Lower the supermax qualification bar

With the qualifications currently in place, deserving players like Gordon Hayward and Paul George were not eligible for the supermax. With other borderline superstars (ie, those all-stars narrowly missing the all-NBA team) re-signing with the teams that drafted them, there would theoretically be greater parity across the league and fewer desirable free agents moving from team to team.

Lower the max and supermax cap

Currently, the max contracts bump from 25% (zero to six years) to 30% (seven to nine years) to 35% (10 or more years). Lowering each tier by 5% may allow teams to build more competitive teams around a player. This decrease would not be well received by star players who are probably already underpaid pursuant to their contributions to league and team profits.

Supermax cap exception

The exception to the supermax cap is when a team pays the salary amount equating to 35% of the cap to the supermax-eligible player but only counts that contract as 30% of the cap. This exception allows teams to avoid the luxury tax and potentially create a more competitive roster.

Alter the extension timeline

It is possible to make the supermax an extension that players can only trigger two-to-three years before they reach free agency (ie, in the fifth or sixth year). Incentives to opt in to their supermax deal before more alluring team trade offers and roster destinations should be offered as they approach their free agency summer in the seventh or eighth year.

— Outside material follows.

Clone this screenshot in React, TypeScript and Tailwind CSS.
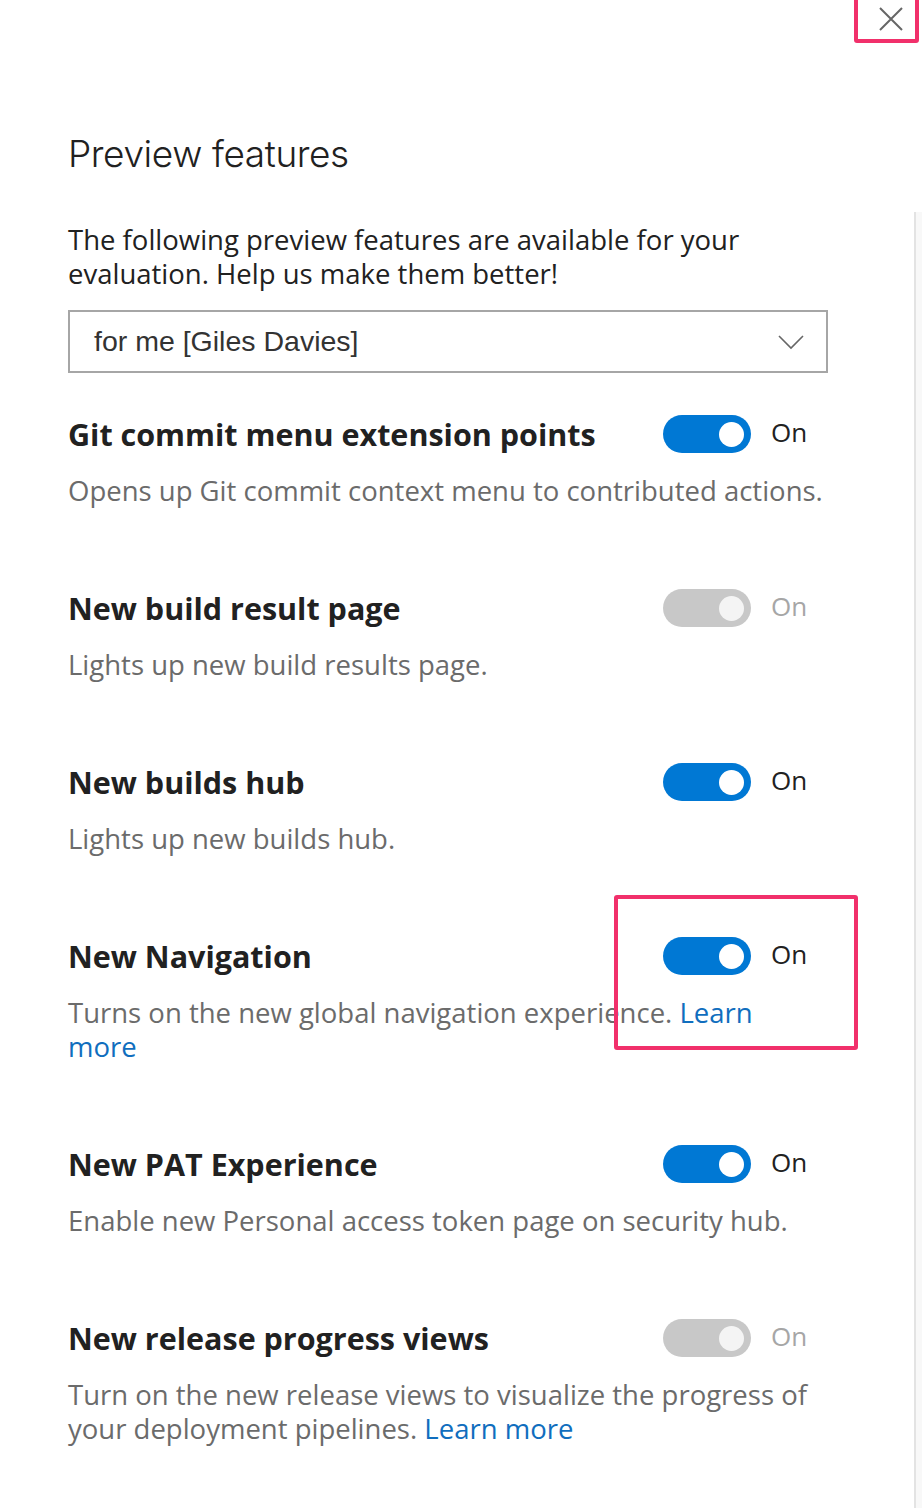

Base contract extensions on cap numbers

Presently, contract extensions are based on the player's current contract. Given that the salary cap increases annually, extensions on current contracts based on older cap numbers restrict their ability to earn more as a free agent because of the higher cap. In other words, it makes no sense for a player to sign an extension because, as the cap keeps increasing, they can earn more in the free market, leading to more high-level free agents.